On bodies, brains, and burials.
A friend sent me a story this morning, about a dead boy and his brain.
I had a couple reactions to this. If you read the entire article it becomes apparent that it’s not so much nefariousness on the part of the medical examiner’s office as it is administrative and bureaucratic nonsense, which led to them cutting corners and not telling the family about keeping the brain. They did have authorization to conduct an autopsy, and I could see how they might feel that would involve hanging on to parts until the ME had time to do his job with them.
I feel like the whole thing might have gone differently if the boy’s classmates hadn’t come across his labeled brain in a jar at the morgue. That part’s pretty startling. You’d have thought it’d be stored somewhere with other sensitive organs, not just out on a shelf. And while I applaud the school sending field trips to morgues, it’s definitely not something you’d normally expect.
My other reaction was frustration. I do think the ME’s office acted unethically, and that the family had every right to win their lawsuit. However.
One, this all seems symptomatic of people’s irrational belief that a body needs to be whole when it’s interred. It goes back at least to the ancient Greeks, and the fact that they felt the need to have a whole new funeral and re-burial sits badly with me. It comes across to me as though the original funeral and burial didn’t ‘count’ in some mystical sense. I know, I know. The discovery of the brain hurt that original sense of closure, but I really feel it could have been solved by just burying the brain with the body, not going through the whole funerary process again.
I mean, I don’t particularly care for burial. Cremation makes much more sense, but it violates this old taboo against harming the corpse, as though we still believe the dead person is going to need it. And it is tied to religion – the Czech Republic has much higher rates of cremation (partly due to a 19th-century crematory society) than the neighbouring Slovakia, where the percentage of religious believers is much higher. Take a look at some cremation stats, and for the US look at the way they mirror the political divisions. The insistence on complete bodies for burial means there’s a big problem with getting organ donors, since people are reluctant to be cut up after they die.
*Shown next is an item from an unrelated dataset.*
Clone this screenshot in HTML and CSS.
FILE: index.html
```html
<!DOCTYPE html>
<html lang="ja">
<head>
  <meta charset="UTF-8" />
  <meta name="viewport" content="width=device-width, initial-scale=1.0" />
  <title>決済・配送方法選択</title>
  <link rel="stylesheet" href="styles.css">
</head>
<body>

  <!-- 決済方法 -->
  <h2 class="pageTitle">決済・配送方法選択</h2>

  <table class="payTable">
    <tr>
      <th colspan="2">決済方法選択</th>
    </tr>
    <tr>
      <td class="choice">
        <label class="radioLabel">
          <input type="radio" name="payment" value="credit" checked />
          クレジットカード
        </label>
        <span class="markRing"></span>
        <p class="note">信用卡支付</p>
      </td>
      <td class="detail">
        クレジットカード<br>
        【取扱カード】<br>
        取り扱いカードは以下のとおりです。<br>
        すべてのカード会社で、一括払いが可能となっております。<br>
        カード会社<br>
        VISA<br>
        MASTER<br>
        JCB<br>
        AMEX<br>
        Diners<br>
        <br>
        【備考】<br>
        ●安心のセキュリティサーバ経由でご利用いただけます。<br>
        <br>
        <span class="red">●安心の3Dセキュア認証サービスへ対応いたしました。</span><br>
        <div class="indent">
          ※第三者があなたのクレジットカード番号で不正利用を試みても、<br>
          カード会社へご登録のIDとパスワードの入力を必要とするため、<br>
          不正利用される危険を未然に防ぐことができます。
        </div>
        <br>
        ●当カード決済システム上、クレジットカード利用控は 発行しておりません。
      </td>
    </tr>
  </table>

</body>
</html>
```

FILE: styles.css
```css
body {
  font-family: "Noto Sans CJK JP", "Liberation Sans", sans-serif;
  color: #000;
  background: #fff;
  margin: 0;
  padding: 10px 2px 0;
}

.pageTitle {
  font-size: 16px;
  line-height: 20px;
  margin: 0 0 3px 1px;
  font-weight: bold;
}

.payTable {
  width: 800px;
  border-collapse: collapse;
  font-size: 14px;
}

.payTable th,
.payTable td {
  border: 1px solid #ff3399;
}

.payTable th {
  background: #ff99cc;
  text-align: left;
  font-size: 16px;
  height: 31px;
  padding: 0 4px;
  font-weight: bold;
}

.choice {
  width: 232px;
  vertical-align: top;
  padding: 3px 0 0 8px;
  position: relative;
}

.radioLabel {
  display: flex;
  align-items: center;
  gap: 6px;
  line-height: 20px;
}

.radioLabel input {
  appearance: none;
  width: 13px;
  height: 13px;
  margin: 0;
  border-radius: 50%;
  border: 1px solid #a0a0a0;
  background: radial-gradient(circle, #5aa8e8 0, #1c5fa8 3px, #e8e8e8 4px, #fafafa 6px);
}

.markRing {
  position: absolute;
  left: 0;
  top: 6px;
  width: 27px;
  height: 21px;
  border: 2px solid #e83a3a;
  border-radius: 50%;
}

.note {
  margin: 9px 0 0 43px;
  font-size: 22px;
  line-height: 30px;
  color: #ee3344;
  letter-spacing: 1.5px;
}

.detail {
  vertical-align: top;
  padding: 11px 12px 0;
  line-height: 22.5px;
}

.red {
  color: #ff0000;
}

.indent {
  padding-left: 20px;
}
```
You’re dead. It doesn’t matter.
Secondly, I feel like this attitude isn’t just connected to our taboos and superstitions about the dead. I think it impacts how we treat bodily integrity in the living as well. I’ll be the first to agree there are good reasons for humans to have very deep-seated problems with body alteration or damage. But it informs more than our desire to not get our arms caught in threshers.
It also affects how we treat people with missing limbs, body piercings, or surgical scars. It affects how we deal with trans-folk, and the way voluntary surgical alteration of the body is treated as sacrilegious mutilation. Even tattoos, I think, fall under this attitude.
A lot of it has to do with not ‘mistreating’ the body God supposedly gave you. Or with ‘respecting yourself’, as through that couldn’t be encompassed by what’s been done. And there definitely seems to be an attitude that if you aren’t ‘whole’ or ‘original’ God somehow won’t recognize you, or your burial won’t really ‘count’.
People are legally allowed their superstitions, and like I said I think the family’s legally in the right here. But that doesn’t mean I agree with the over-arching attitude that’s part of it. Once you’re dead, you’re dead. No one can hurt you, only your memory, and your body’s just food for worms. Frankly, it’s hard for me not to have my own attitude. Do something useful with your corpse, ’cause otherwise it’s just taking up space.